Information given:
□ □ □ □ □ □ □

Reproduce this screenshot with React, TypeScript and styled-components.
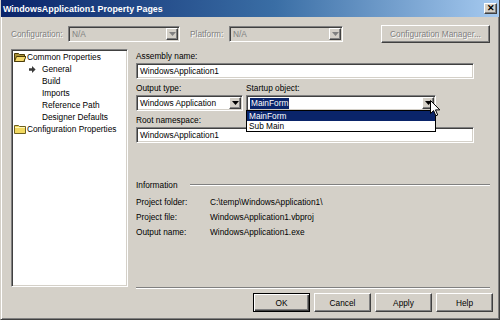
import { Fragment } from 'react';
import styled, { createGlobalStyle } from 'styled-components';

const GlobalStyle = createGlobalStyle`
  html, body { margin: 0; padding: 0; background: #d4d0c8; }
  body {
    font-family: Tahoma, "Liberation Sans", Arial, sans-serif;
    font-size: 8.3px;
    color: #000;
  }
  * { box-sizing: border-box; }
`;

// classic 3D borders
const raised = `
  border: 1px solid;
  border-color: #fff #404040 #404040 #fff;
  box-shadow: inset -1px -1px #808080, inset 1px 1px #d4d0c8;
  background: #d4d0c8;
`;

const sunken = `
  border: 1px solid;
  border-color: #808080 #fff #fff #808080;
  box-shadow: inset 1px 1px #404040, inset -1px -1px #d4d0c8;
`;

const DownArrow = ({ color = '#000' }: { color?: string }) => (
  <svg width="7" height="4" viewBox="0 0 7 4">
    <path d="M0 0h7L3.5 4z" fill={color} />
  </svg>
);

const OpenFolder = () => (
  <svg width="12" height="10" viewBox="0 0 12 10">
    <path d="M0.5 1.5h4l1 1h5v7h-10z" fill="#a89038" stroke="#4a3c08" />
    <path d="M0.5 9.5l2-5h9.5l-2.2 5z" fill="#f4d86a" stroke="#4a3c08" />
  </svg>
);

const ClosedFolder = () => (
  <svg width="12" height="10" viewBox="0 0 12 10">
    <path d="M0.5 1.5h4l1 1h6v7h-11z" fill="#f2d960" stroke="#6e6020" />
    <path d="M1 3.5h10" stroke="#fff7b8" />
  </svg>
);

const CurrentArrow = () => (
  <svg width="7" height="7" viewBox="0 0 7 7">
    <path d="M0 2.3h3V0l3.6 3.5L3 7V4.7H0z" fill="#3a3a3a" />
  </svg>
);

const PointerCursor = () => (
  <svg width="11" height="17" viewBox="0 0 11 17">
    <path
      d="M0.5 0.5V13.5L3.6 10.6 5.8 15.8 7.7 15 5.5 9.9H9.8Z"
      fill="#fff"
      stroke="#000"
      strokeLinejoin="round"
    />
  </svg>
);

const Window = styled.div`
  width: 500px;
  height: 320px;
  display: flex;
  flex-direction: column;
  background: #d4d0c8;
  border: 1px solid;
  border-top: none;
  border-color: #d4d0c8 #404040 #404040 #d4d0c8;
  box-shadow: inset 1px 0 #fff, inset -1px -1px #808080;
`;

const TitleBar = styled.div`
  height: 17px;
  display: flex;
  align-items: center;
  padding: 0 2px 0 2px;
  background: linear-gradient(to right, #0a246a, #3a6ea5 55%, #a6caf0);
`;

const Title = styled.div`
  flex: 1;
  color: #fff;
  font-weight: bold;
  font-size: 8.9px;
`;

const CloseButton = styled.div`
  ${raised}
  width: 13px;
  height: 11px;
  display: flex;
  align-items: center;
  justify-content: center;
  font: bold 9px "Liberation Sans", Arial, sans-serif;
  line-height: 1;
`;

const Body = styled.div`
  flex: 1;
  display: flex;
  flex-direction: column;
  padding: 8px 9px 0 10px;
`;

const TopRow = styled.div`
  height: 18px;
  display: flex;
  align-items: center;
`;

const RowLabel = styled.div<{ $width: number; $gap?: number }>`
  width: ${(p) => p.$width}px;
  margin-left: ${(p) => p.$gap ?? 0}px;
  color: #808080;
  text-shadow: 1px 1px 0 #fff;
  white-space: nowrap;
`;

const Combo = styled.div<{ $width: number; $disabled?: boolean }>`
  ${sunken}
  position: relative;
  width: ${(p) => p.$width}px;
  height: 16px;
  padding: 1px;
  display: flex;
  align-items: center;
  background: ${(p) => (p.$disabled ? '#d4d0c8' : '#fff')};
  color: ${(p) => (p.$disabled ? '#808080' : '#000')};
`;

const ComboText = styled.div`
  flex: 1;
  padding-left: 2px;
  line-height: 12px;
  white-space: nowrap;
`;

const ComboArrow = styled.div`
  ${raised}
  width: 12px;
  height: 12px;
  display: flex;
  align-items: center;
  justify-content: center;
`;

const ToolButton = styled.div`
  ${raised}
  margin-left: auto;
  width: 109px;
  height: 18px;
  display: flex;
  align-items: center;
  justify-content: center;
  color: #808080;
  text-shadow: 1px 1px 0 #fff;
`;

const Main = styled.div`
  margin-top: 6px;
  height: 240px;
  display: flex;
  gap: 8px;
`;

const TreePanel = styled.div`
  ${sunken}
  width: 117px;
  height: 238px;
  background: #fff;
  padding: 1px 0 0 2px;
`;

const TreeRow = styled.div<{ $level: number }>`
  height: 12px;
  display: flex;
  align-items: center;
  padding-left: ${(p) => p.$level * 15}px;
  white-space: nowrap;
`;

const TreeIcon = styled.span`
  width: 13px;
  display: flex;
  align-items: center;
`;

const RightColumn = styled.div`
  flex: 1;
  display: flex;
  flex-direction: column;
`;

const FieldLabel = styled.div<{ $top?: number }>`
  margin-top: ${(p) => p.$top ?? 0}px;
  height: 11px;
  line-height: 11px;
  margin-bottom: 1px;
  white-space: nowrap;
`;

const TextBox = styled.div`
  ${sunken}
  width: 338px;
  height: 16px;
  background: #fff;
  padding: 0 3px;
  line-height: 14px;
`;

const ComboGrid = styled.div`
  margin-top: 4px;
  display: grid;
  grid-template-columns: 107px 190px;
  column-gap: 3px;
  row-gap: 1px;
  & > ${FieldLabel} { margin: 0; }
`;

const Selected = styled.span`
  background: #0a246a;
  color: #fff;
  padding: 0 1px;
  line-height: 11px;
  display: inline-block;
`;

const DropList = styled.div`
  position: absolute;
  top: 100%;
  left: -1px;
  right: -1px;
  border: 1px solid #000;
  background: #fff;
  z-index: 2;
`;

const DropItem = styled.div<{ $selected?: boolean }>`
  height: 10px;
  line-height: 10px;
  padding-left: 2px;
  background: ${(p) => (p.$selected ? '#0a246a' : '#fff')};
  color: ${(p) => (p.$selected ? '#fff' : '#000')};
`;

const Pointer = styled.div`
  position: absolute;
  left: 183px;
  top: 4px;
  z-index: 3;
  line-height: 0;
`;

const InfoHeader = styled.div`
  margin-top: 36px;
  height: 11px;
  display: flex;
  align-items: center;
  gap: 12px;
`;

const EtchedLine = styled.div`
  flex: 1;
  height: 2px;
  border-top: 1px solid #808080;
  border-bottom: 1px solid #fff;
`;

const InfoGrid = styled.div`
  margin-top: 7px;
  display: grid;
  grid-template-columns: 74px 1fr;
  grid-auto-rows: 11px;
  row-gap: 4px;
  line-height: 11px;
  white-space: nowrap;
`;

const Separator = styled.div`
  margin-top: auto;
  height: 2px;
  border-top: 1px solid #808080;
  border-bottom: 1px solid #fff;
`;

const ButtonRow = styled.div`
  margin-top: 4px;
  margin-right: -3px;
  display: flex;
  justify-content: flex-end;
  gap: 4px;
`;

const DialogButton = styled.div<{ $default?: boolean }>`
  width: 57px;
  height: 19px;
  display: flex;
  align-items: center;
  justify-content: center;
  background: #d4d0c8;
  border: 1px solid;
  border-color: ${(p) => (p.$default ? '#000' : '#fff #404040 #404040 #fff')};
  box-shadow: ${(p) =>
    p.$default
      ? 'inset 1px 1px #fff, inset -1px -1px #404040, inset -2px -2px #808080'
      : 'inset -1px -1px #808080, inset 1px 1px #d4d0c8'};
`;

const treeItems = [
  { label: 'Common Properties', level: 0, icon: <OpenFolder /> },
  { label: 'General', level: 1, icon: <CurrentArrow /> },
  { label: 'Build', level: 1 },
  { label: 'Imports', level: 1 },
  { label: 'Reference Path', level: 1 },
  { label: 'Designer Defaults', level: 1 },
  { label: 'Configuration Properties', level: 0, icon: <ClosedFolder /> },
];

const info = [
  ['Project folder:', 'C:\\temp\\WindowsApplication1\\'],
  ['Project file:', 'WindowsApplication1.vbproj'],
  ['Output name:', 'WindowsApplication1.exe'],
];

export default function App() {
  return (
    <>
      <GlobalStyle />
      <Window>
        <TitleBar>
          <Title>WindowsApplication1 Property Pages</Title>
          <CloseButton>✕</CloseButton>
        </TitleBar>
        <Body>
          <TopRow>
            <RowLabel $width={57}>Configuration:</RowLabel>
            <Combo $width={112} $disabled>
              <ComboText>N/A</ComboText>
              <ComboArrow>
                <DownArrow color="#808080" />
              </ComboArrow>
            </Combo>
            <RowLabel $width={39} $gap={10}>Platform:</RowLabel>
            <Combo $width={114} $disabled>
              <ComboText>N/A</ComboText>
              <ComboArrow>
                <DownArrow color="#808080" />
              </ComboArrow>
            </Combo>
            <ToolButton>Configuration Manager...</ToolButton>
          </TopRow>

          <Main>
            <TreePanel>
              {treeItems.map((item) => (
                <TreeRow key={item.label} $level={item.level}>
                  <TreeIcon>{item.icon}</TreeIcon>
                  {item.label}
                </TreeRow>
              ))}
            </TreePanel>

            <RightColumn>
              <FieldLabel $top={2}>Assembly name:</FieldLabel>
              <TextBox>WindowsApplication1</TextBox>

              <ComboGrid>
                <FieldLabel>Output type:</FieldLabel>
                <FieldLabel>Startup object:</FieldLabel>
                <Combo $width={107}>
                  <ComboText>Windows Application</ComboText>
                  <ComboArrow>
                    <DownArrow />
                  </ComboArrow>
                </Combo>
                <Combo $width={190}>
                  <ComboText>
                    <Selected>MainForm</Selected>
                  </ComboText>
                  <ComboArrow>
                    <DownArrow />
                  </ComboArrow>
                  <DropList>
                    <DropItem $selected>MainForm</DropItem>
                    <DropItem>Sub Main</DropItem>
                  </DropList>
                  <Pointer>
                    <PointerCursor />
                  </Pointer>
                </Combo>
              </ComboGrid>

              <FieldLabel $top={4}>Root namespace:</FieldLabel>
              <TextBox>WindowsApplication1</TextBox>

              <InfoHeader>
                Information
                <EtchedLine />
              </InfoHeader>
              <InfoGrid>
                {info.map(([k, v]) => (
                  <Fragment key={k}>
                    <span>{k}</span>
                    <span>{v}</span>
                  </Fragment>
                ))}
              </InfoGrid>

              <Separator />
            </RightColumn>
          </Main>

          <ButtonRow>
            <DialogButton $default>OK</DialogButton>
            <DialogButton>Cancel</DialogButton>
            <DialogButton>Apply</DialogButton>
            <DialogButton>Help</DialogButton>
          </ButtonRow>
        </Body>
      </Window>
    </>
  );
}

□ □ □ □ □ □ □

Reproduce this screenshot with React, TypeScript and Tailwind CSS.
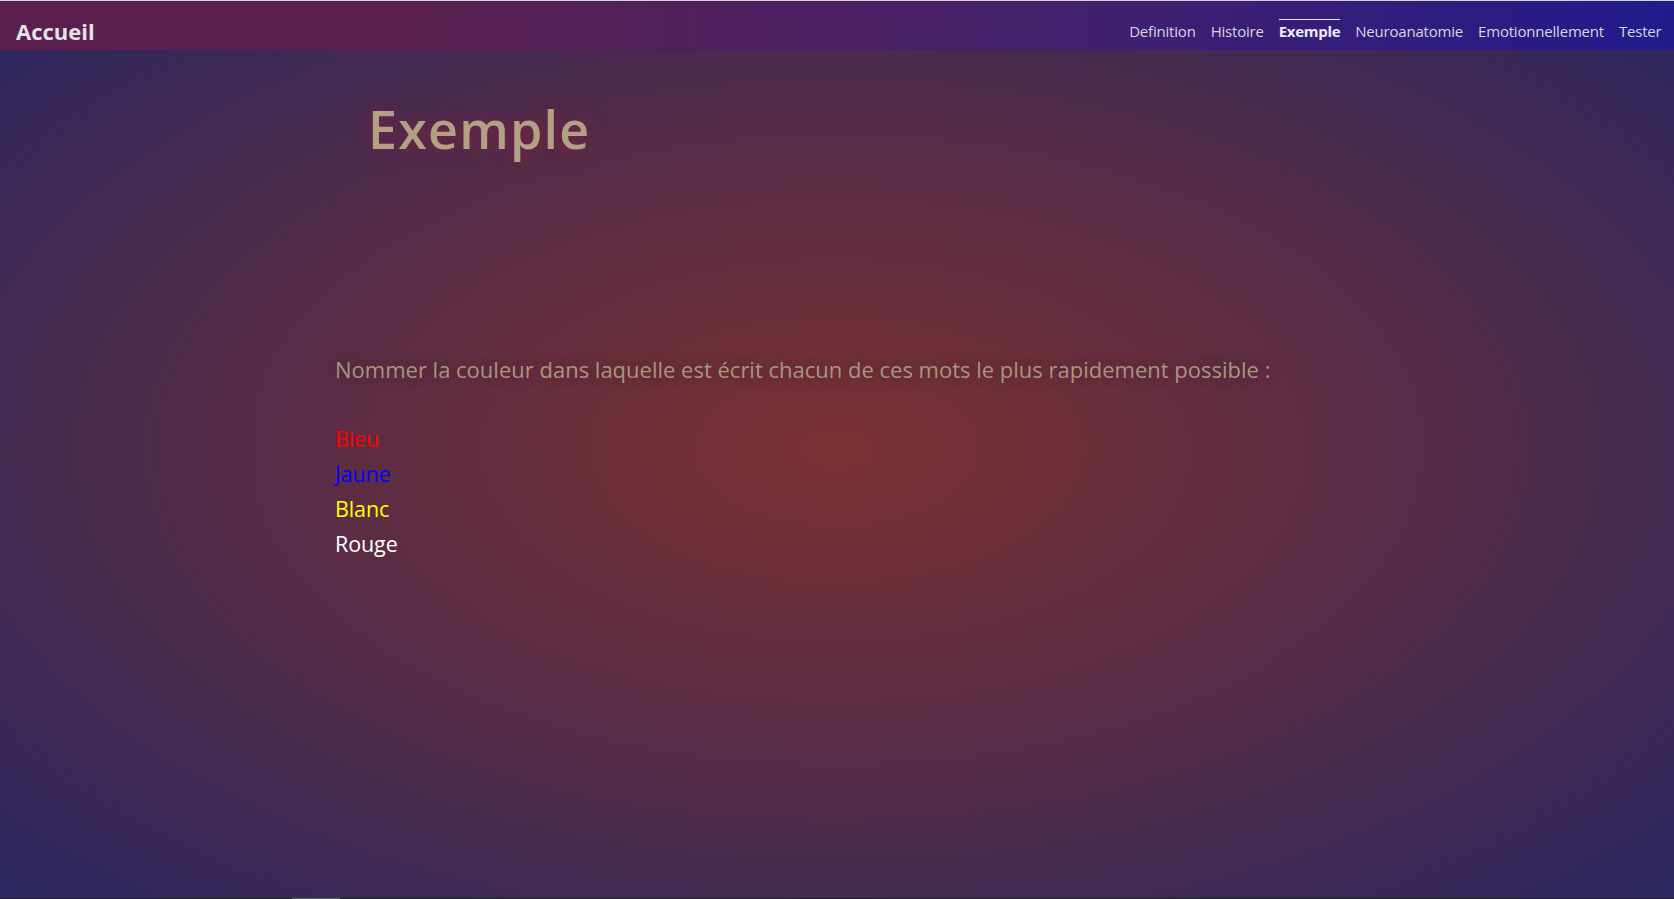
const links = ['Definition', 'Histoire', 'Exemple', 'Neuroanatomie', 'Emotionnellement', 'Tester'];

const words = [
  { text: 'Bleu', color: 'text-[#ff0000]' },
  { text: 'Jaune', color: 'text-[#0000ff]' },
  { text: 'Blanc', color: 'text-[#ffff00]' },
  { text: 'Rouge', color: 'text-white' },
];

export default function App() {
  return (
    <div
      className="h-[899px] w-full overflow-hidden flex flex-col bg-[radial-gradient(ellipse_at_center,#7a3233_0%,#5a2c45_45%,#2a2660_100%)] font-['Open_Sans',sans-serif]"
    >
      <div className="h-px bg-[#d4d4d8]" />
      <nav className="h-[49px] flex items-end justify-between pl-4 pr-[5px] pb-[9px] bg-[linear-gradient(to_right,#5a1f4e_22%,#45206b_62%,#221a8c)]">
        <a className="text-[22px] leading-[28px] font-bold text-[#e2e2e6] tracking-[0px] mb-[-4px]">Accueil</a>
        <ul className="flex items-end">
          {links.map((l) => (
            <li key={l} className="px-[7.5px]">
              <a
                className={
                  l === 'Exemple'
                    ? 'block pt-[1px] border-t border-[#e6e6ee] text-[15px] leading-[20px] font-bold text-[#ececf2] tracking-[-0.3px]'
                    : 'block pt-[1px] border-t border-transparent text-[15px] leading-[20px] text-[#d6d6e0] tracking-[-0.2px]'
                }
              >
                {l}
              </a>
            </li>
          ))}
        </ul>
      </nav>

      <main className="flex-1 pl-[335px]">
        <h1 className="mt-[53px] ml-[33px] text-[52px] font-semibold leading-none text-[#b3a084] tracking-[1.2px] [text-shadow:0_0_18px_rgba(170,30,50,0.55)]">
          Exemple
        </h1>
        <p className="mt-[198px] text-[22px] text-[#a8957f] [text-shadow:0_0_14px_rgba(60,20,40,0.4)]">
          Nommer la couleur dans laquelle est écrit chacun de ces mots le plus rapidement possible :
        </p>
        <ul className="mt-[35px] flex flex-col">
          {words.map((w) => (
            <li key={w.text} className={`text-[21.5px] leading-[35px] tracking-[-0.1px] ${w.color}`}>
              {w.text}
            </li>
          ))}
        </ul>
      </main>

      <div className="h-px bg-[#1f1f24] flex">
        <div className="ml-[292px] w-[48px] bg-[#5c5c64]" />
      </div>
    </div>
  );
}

□ □ □ □ □ □ □

Stated goal: Copy all lines from the material that hold "TypeScript".

Result for this exercise:
Reproduce this screenshot with React, TypeScript and styled-components.
Reproduce this screenshot with React, TypeScript and Tailwind CSS.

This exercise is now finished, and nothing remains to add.